Denmark and Iceland both recorded the lowest poverty rate for seniors, 3 percent. Next-lowest were the Netherlands at 3.1 percent, France at 3.6 percent, Norway at 4.3 percent and Slovakia at 4.8 percent.

While the Moon Jae-in administration recently created a huge number of public-sector jobs for seniors, the poverty rate among older people had climbed to 47.4 percent as of September 2019, according to Statistics Korea.

For young people up to the age of 17, Korea posted a poverty rate of 14.5 percent -- not far behind the corresponding figures for other developed countries.

The UK’s youth poverty rate stood at 12.4 percent, Australia’s at 13.3 percent, Luxembourg’s at 13.9 percent, Japan’s at 13.9 percent and that of the US at 21.2 percent.

But many of the 35 countries posted youth poverty rates of less than 10 percent. Among them were Sweden with 9 percent, the Czech Republic with 6.8 percent, Norway with 8.1 percent, Slovenia with 6.4 percent, Denmark with 3.7 percent and Finland with 3.5 percent.
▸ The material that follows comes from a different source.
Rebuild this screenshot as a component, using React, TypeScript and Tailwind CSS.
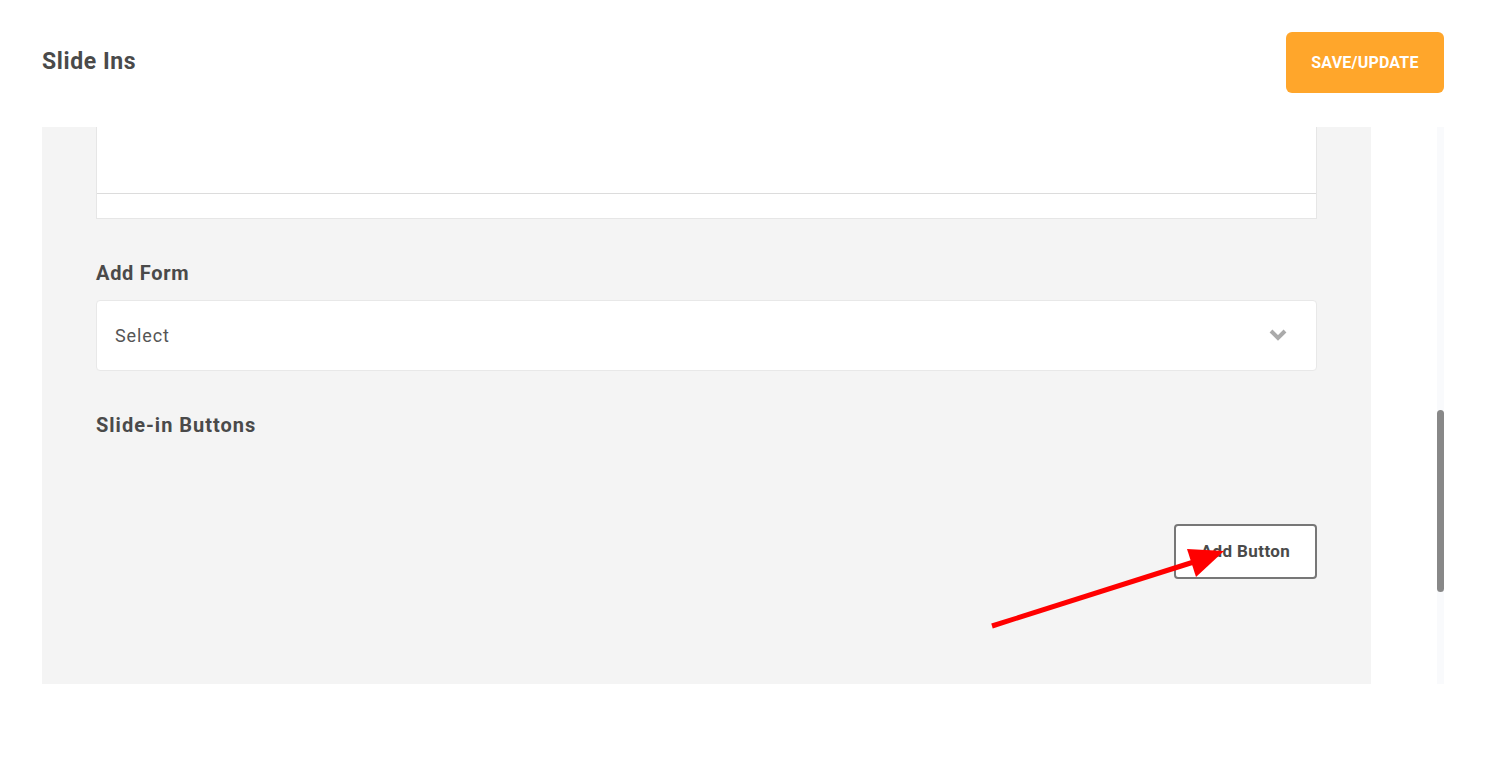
export default function App() {
  return (
    <div className="relative h-[757px] w-[1493px] bg-white font-['Roboto',sans-serif] text-[#4a4a4a]">
      {/* header */}
      <div className="flex h-[127px] items-start justify-between pl-[42px] pr-[49px] pt-[32px]">
        <h1 className="mt-[13px] text-[23px] font-bold tracking-[0.6px]">Slide Ins</h1>
        <button className="h-[61px] w-[158px] rounded-[6px] bg-[#ffa62b] text-[16px] font-bold tracking-[0.2px] text-white">
          SAVE/UPDATE
        </button>
      </div>

      <div className="flex h-[557px] pl-[42px] pr-[49px]">
        {/* panel */}
        <div className="w-[1329px] bg-[#f4f4f4] pl-[54px] pr-[54px]">
          <div className="border-x border-b border-[#e6e6e6] bg-white">
            <div className="h-[67px] border-b border-[#dcdcdc]" />
            <div className="h-[24px]" />
          </div>

          <div className="mt-[42px] text-[20px] font-bold leading-[24px] tracking-[0.7px]">Add Form</div>
          <div className="mt-[15px] flex h-[71px] items-center justify-between rounded-[4px] border border-[#e8e8e8] bg-white pl-[18px] pr-[29px]">
            <span className="text-[18px] tracking-[0.9px] text-[#555]">Select</span>
            <svg width="18" height="12" viewBox="0 0 18 12" className="mt-[-2px]">
              <polyline points="2,2 9,9 16,2" fill="none" stroke="#aaa" strokeWidth="4" strokeLinejoin="miter" />
            </svg>
          </div>

          <div className="mt-[42px] text-[20px] font-bold leading-[24px] tracking-[1px]">Slide-in Buttons</div>
          <div className="mt-[87px] flex justify-end">
            <button className="h-[55px] w-[143px] rounded-[4px] border-2 border-[#777] bg-white text-[17px] font-bold tracking-[0.4px]">
              Add Button
            </button>
          </div>
        </div>

        <div className="flex-1" />

        {/* scrollbar */}
        <div className="w-[7px] bg-[#f9fafc] pt-[283px]">
          <div className="h-[182px] rounded-full bg-[#888]" />
        </div>
      </div>

      {/* annotation arrow */}
      <svg className="absolute left-0 top-0" width="1493" height="757">
        <line x1="992" y1="626" x2="1200" y2="560" stroke="#ff0000" strokeWidth="5" />
        <polygon points="1224,551 1187,549 1196,577" fill="#ff0000" />
      </svg>
    </div>
  );
}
According to an opposition party lawmaker citing data from Statistics Korea, households in the top 20 percent income bracket saw their monthly earnings increase by an average of 966,000 won in 2019 over 2017.

In contrast, the average monthly income for the bottom 20 percent fell by 108,000 won in the corresponding period -- from 790,000 won to 682,000 won.